I wonder if he would have said the same about Roseburg, Oregon!

C.  What Kalas wrote about this is worthy of our prayer and consideration.

I must acknowledge that persecution is not necessarily the most effective strategy for the quieting of Christianity. The faith seems often to be in a more confining tomb when its followers are half-hearted, or when its clergy are time-servers or seekers of prestige and security. If people can come to church and be pleased that the music is pretty, the worship entertaining, and the sermon not too disturbing; if they can listen to the choir at the same level as their involvement at the symphony, and to the sermon as they do at a civic lecture – if this be so, there is indeed a heavy stone across the door of the tomb.
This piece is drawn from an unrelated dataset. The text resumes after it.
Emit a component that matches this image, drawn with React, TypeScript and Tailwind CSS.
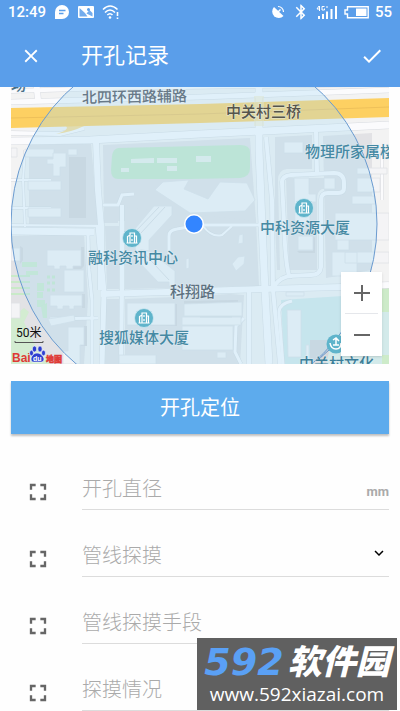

If church members see their church as no more than any of the other organizations to which they belong, and if the sermon finds more hope for the future in economic and political [salvation] than in Jesus Christ, then the barrier is more threatening than any persecution mounted by Nero, Stalin, or Mao Tse-tung.

But even in such instances the risen Christ has managed to break through in new life. Time and again, when world Christendom has looked as if it might collapse of its own weight, resurrection strength has appeared. And again and again, in untold thousands of instances when local congregations have become little clubs, revival has stirred and resurrected the people. No sepulcher is strong enough to fence in the living Christ.
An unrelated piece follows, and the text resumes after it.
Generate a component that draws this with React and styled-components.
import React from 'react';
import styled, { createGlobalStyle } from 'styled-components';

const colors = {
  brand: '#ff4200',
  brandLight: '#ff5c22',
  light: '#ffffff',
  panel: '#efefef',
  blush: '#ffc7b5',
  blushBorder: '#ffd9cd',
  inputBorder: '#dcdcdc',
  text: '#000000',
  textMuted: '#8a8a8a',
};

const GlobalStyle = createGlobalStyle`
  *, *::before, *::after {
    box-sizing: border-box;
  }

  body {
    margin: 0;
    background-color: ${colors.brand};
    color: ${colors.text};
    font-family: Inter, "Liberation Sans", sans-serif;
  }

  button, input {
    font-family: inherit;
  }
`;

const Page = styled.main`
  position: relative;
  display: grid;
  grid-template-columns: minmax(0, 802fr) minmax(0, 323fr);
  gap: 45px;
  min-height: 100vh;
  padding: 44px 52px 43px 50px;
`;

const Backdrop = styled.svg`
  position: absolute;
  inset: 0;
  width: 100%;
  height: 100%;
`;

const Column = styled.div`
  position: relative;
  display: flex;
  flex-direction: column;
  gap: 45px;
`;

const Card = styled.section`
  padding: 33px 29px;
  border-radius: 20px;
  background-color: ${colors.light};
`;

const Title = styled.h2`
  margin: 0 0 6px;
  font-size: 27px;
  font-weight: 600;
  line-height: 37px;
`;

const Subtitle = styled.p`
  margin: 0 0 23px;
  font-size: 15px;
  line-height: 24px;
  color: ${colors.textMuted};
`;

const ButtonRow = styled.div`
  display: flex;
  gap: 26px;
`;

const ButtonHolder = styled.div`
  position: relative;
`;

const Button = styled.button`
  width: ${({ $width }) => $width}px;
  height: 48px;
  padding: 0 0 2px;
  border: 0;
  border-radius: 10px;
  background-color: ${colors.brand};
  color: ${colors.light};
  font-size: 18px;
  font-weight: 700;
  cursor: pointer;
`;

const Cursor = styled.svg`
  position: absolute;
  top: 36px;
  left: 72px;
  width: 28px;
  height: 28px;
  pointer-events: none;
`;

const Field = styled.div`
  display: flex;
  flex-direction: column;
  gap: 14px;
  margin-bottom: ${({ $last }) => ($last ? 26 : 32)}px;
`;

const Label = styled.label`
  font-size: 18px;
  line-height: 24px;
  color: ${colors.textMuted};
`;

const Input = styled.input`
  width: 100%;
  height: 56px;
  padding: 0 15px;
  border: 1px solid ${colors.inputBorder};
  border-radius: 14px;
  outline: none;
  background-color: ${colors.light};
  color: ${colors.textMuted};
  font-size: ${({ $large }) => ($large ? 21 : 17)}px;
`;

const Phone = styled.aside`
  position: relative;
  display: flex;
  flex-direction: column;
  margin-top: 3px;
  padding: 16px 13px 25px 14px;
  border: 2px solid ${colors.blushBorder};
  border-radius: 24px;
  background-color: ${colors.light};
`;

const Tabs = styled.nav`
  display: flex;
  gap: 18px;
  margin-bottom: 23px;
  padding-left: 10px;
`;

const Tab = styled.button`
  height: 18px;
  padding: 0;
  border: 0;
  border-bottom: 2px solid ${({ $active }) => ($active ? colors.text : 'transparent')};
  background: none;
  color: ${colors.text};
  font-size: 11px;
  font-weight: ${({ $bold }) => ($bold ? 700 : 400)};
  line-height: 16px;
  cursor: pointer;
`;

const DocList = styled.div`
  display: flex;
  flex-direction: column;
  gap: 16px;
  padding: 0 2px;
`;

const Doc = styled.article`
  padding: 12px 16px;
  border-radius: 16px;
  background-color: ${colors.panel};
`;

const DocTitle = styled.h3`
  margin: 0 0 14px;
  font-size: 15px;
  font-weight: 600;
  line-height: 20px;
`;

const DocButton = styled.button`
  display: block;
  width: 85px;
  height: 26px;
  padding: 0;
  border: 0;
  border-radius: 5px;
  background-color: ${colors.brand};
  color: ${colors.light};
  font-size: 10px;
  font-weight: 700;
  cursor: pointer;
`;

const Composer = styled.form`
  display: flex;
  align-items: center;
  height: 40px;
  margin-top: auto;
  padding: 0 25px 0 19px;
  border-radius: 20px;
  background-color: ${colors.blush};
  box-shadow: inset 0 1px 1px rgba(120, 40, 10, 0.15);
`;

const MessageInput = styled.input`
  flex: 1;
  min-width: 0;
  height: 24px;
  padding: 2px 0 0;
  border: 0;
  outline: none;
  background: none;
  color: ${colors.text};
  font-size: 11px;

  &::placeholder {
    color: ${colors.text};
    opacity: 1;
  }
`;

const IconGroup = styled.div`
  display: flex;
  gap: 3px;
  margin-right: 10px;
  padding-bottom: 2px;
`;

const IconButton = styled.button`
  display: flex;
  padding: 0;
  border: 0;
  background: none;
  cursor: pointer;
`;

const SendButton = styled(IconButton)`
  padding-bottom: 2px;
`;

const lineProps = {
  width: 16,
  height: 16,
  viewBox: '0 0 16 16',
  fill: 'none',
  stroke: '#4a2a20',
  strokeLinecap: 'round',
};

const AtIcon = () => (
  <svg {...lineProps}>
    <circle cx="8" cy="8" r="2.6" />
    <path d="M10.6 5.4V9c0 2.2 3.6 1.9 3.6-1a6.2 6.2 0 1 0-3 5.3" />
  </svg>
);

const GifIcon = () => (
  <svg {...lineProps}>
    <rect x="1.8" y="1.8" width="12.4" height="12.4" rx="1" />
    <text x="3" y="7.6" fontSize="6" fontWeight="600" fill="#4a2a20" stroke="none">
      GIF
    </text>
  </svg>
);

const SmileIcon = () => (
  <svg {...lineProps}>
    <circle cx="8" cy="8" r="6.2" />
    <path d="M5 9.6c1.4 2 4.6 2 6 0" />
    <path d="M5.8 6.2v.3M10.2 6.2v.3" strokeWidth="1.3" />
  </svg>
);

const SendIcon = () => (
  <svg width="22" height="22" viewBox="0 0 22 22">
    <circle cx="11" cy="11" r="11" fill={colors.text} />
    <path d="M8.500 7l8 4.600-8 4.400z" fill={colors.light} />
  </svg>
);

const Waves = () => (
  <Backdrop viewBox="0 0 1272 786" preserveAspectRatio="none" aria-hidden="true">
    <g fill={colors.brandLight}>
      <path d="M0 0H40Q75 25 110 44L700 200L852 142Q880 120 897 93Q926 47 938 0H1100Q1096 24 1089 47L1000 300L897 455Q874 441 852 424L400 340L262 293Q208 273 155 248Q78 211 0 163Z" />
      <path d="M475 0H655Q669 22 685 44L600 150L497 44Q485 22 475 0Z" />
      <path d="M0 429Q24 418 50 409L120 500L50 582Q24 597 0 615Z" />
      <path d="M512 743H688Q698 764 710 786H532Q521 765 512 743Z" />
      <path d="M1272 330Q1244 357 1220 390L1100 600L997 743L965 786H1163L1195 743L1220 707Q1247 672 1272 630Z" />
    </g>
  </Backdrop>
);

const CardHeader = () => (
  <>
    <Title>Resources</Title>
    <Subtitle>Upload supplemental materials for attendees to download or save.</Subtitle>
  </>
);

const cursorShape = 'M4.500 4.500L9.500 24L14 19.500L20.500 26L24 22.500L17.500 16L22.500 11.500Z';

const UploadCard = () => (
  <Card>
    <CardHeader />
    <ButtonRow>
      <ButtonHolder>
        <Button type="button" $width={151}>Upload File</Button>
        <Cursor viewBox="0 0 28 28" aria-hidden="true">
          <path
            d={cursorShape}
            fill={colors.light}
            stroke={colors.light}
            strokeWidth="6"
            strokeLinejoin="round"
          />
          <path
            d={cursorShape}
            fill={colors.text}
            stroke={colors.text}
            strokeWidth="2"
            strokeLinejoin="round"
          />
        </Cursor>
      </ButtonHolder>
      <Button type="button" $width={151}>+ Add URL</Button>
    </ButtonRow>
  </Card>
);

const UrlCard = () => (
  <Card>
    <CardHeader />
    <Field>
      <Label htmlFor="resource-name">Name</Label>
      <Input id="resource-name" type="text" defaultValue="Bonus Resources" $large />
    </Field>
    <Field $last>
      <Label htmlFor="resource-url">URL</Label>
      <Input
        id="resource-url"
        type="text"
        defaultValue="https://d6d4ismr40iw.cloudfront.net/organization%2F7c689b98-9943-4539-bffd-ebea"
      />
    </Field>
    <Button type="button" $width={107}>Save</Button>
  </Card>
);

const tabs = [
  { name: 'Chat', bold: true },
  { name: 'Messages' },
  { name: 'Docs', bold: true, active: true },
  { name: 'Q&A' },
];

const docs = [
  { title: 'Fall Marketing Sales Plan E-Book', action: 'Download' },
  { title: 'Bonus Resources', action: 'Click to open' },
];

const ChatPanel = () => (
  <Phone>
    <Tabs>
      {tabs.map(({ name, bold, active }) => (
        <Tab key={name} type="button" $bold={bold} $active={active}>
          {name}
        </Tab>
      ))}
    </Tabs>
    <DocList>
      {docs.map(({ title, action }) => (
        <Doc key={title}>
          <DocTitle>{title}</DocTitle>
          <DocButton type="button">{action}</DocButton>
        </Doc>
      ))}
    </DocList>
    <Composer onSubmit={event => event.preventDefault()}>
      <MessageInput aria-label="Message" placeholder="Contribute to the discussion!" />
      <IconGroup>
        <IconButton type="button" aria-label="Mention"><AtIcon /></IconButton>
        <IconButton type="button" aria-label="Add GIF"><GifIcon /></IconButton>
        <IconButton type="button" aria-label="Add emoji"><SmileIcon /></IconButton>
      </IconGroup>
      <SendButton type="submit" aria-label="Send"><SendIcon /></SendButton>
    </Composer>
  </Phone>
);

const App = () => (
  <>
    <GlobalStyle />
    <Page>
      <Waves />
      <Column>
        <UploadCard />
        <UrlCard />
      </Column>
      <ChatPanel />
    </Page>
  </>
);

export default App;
D.  Order the grave to be sealed! Command the tomb to be made secure! This is the final futile word that Death and its powers try to speak. When we cast our lot with Jesus Christ, we have aligned our hope with the source and the power of Life itself.

Circumstances and schemes may shut us in on all sides and then seal the stone against the door. But nothing, dear friends, nothing can hold back Easter!